• **SHORT EXERCISE**
Without including the pictures, copy out every line below.

________________________________________

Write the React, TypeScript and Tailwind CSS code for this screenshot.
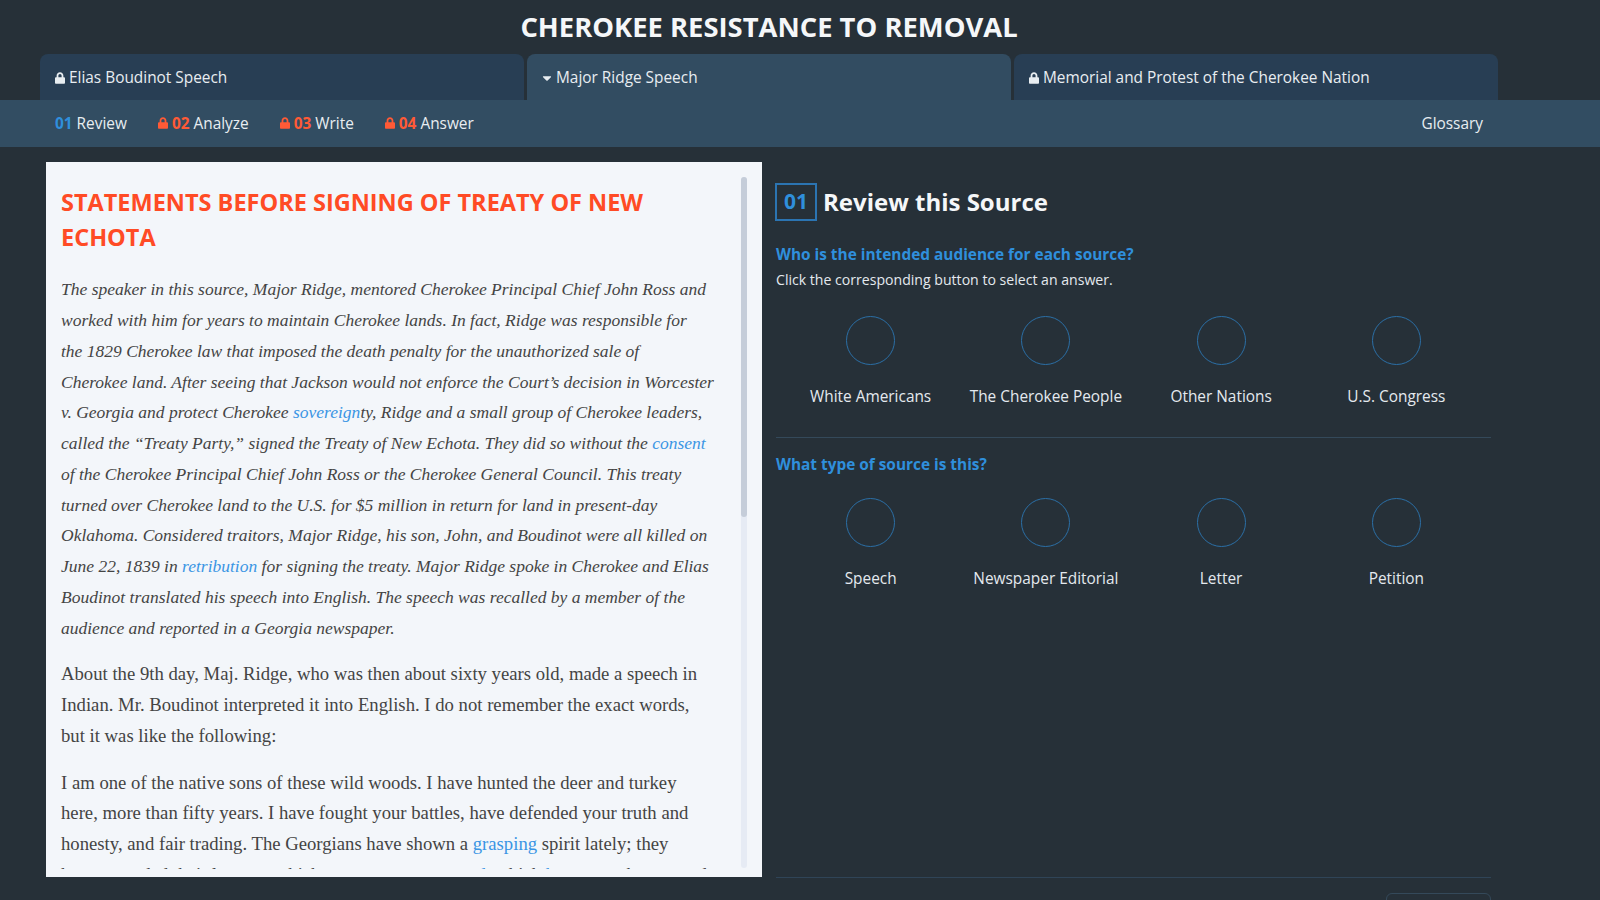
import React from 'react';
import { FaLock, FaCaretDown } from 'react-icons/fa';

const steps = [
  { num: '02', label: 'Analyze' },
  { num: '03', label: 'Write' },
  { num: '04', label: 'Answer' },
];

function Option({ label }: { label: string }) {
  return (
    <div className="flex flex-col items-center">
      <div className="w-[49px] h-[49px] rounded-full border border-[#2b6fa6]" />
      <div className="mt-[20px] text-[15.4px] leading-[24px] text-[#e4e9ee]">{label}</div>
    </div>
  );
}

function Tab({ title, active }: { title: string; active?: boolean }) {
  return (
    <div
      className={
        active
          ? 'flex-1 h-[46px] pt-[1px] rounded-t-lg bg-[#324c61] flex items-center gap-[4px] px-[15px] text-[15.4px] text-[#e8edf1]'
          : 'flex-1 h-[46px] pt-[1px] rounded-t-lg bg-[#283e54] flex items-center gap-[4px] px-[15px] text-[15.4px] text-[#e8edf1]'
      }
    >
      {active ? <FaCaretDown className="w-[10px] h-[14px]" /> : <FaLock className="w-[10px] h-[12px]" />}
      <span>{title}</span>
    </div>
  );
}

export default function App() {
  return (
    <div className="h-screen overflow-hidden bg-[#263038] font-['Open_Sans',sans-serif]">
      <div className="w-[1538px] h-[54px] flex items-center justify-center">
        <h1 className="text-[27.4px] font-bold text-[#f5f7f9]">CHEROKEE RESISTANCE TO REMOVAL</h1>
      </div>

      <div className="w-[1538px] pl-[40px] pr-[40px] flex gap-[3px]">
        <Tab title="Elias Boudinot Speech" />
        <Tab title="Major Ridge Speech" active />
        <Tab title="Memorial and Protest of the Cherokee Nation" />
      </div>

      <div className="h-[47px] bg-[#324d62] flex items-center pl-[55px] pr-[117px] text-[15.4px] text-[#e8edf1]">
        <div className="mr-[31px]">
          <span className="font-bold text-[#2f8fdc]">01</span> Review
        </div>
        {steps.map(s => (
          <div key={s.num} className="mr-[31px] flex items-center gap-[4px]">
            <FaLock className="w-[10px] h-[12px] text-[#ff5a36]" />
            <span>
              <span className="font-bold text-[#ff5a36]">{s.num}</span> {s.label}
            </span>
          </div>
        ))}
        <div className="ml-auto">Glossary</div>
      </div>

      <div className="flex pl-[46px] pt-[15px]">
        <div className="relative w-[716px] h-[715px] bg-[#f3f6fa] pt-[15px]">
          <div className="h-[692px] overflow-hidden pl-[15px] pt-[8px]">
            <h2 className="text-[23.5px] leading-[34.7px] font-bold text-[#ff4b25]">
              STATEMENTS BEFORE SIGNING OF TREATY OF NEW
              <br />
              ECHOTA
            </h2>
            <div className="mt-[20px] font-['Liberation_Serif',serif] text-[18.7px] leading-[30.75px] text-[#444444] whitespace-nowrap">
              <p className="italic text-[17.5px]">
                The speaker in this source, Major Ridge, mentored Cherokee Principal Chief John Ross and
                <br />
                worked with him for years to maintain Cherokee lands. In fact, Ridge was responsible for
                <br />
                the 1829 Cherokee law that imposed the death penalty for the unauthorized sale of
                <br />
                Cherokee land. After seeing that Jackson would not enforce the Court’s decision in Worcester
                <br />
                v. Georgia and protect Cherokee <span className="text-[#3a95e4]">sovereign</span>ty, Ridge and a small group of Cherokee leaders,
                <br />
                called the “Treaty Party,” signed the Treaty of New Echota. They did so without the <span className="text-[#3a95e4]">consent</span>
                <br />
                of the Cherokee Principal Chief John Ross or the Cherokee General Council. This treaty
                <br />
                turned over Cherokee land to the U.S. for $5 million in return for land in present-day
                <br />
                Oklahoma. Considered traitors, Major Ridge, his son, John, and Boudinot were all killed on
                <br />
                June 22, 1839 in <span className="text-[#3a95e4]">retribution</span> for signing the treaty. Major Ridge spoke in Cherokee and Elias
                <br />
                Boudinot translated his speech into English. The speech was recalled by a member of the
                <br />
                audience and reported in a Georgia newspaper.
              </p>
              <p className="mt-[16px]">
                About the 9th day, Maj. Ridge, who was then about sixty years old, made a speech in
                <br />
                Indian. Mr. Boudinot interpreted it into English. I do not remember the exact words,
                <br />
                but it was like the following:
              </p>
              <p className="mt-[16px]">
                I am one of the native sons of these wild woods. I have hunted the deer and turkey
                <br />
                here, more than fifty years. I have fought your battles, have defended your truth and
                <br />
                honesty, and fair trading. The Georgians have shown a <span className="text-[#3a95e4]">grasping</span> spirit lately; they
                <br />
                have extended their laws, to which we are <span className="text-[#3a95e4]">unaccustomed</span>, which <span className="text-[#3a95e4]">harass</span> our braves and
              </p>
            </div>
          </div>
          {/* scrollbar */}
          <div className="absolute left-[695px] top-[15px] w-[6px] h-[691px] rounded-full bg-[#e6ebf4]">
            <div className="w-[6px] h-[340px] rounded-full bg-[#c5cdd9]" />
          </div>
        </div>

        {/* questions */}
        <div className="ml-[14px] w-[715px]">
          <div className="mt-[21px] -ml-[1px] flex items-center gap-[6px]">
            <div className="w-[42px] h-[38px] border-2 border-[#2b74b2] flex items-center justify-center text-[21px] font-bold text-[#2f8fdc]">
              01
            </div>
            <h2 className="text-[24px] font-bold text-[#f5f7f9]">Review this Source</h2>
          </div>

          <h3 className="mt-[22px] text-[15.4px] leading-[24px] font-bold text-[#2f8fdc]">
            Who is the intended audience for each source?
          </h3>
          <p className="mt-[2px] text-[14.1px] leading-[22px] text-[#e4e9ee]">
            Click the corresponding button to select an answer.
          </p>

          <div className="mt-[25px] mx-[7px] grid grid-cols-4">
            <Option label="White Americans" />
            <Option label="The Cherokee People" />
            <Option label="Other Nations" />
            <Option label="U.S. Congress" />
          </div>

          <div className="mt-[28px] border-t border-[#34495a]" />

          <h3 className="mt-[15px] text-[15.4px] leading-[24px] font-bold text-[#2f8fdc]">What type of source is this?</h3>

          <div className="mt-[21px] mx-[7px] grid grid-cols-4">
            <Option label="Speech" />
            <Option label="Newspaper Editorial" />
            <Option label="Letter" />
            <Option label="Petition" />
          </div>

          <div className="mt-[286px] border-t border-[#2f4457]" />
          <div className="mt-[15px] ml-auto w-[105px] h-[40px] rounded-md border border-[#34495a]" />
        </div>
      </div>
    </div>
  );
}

________________________________________

• **RESULT OF THIS TASK**
Write the React, TypeScript and Tailwind CSS code for this screenshot.
import React from 'react';
import { FaLock, FaCaretDown } from 'react-icons/fa';

const steps = [
  { num: '02', label: 'Analyze' },
  { num: '03', label: 'Write' },
  { num: '04', label: 'Answer' },
];

function Option({ label }: { label: string }) {
  return (
    <div className="flex flex-col items-center">
      <div className="w-[49px] h-[49px] rounded-full border border-[#2b6fa6]" />
      <div className="mt-[20px] text-[15.4px] leading-[24px] text-[#e4e9ee]">{label}</div>
    </div>
  );
}

function Tab({ title, active }: { title: string; active?: boolean }) {
  return (
    <div
      className={
        active
          ? 'flex-1 h-[46px] pt-[1px] rounded-t-lg bg-[#324c61] flex items-center gap-[4px] px-[15px] text-[15.4px] text-[#e8edf1]'
          : 'flex-1 h-[46px] pt-[1px] rounded-t-lg bg-[#283e54] flex items-center gap-[4px] px-[15px] text-[15.4px] text-[#e8edf1]'
      }
    >
      {active ? <FaCaretDown className="w-[10px] h-[14px]" /> : <FaLock className="w-[10px] h-[12px]" />}
      <span>{title}</span>
    </div>
  );
}

export default function App() {
  return (
    <div className="h-screen overflow-hidden bg-[#263038] font-['Open_Sans',sans-serif]">
      <div className="w-[1538px] h-[54px] flex items-center justify-center">
        <h1 className="text-[27.4px] font-bold text-[#f5f7f9]">CHEROKEE RESISTANCE TO REMOVAL</h1>
      </div>

      <div className="w-[1538px] pl-[40px] pr-[40px] flex gap-[3px]">
        <Tab title="Elias Boudinot Speech" />
        <Tab title="Major Ridge Speech" active />
        <Tab title="Memorial and Protest of the Cherokee Nation" />
      </div>

      <div className="h-[47px] bg-[#324d62] flex items-center pl-[55px] pr-[117px] text-[15.4px] text-[#e8edf1]">
        <div className="mr-[31px]">
          <span className="font-bold text-[#2f8fdc]">01</span> Review
        </div>
        {steps.map(s => (
          <div key={s.num} className="mr-[31px] flex items-center gap-[4px]">
            <FaLock className="w-[10px] h-[12px] text-[#ff5a36]" />
            <span>
              <span className="font-bold text-[#ff5a36]">{s.num}</span> {s.label}
            </span>
          </div>
        ))}
        <div className="ml-auto">Glossary</div>
      </div>

      <div className="flex pl-[46px] pt-[15px]">
        <div className="relative w-[716px] h-[715px] bg-[#f3f6fa] pt-[15px]">
          <div className="h-[692px] overflow-hidden pl-[15px] pt-[8px]">
            <h2 className="text-[23.5px] leading-[34.7px] font-bold text-[#ff4b25]">
              STATEMENTS BEFORE SIGNING OF TREATY OF NEW
              <br />
              ECHOTA
            </h2>
            <div className="mt-[20px] font-['Liberation_Serif',serif] text-[18.7px] leading-[30.75px] text-[#444444] whitespace-nowrap">
              <p className="italic text-[17.5px]">
                The speaker in this source, Major Ridge, mentored Cherokee Principal Chief John Ross and
                <br />
                worked with him for years to maintain Cherokee lands. In fact, Ridge was responsible for
                <br />
                the 1829 Cherokee law that imposed the death penalty for the unauthorized sale of
                <br />
                Cherokee land. After seeing that Jackson would not enforce the Court’s decision in Worcester
                <br />
                v. Georgia and protect Cherokee <span className="text-[#3a95e4]">sovereign</span>ty, Ridge and a small group of Cherokee leaders,
                <br />
                called the “Treaty Party,” signed the Treaty of New Echota. They did so without the <span className="text-[#3a95e4]">consent</span>
                <br />
                of the Cherokee Principal Chief John Ross or the Cherokee General Council. This treaty
                <br />
                turned over Cherokee land to the U.S. for $5 million in return for land in present-day
                <br />
                Oklahoma. Considered traitors, Major Ridge, his son, John, and Boudinot were all killed on
                <br />
                June 22, 1839 in <span className="text-[#3a95e4]">retribution</span> for signing the treaty. Major Ridge spoke in Cherokee and Elias
                <br />
                Boudinot translated his speech into English. The speech was recalled by a member of the
                <br />
                audience and reported in a Georgia newspaper.
              </p>
              <p className="mt-[16px]">
                About the 9th day, Maj. Ridge, who was then about sixty years old, made a speech in
                <br />
                Indian. Mr. Boudinot interpreted it into English. I do not remember the exact words,
                <br />
                but it was like the following:
              </p>
              <p className="mt-[16px]">
                I am one of the native sons of these wild woods. I have hunted the deer and turkey
                <br />
                here, more than fifty years. I have fought your battles, have defended your truth and
                <br />
                honesty, and fair trading. The Georgians have shown a <span className="text-[#3a95e4]">grasping</span> spirit lately; they
                <br />
                have extended their laws, to which we are <span className="text-[#3a95e4]">unaccustomed</span>, which <span className="text-[#3a95e4]">harass</span> our braves and
              </p>
            </div>
          </div>
          {/* scrollbar */}
          <div className="absolute left-[695px] top-[15px] w-[6px] h-[691px] rounded-full bg-[#e6ebf4]">
            <div className="w-[6px] h-[340px] rounded-full bg-[#c5cdd9]" />
          </div>
        </div>

        {/* questions */}
        <div className="ml-[14px] w-[715px]">
          <div className="mt-[21px] -ml-[1px] flex items-center gap-[6px]">
            <div className="w-[42px] h-[38px] border-2 border-[#2b74b2] flex items-center justify-center text-[21px] font-bold text-[#2f8fdc]">
              01
            </div>
            <h2 className="text-[24px] font-bold text-[#f5f7f9]">Review this Source</h2>
          </div>

          <h3 className="mt-[22px] text-[15.4px] leading-[24px] font-bold text-[#2f8fdc]">
            Who is the intended audience for each source?
          </h3>
          <p className="mt-[2px] text-[14.1px] leading-[22px] text-[#e4e9ee]">
            Click the corresponding button to select an answer.
          </p>

          <div className="mt-[25px] mx-[7px] grid grid-cols-4">
            <Option label="White Americans" />
            <Option label="The Cherokee People" />
            <Option label="Other Nations" />
            <Option label="U.S. Congress" />
          </div>

          <div className="mt-[28px] border-t border-[#34495a]" />

          <h3 className="mt-[15px] text-[15.4px] leading-[24px] font-bold text-[#2f8fdc]">What type of source is this?</h3>

          <div className="mt-[21px] mx-[7px] grid grid-cols-4">
            <Option label="Speech" />
            <Option label="Newspaper Editorial" />
            <Option label="Letter" />
            <Option label="Petition" />
          </div>

          <div className="mt-[286px] border-t border-[#2f4457]" />
          <div className="mt-[15px] ml-auto w-[105px] h-[40px] rounded-md border border-[#34495a]" />
        </div>
      </div>
    </div>
  );
}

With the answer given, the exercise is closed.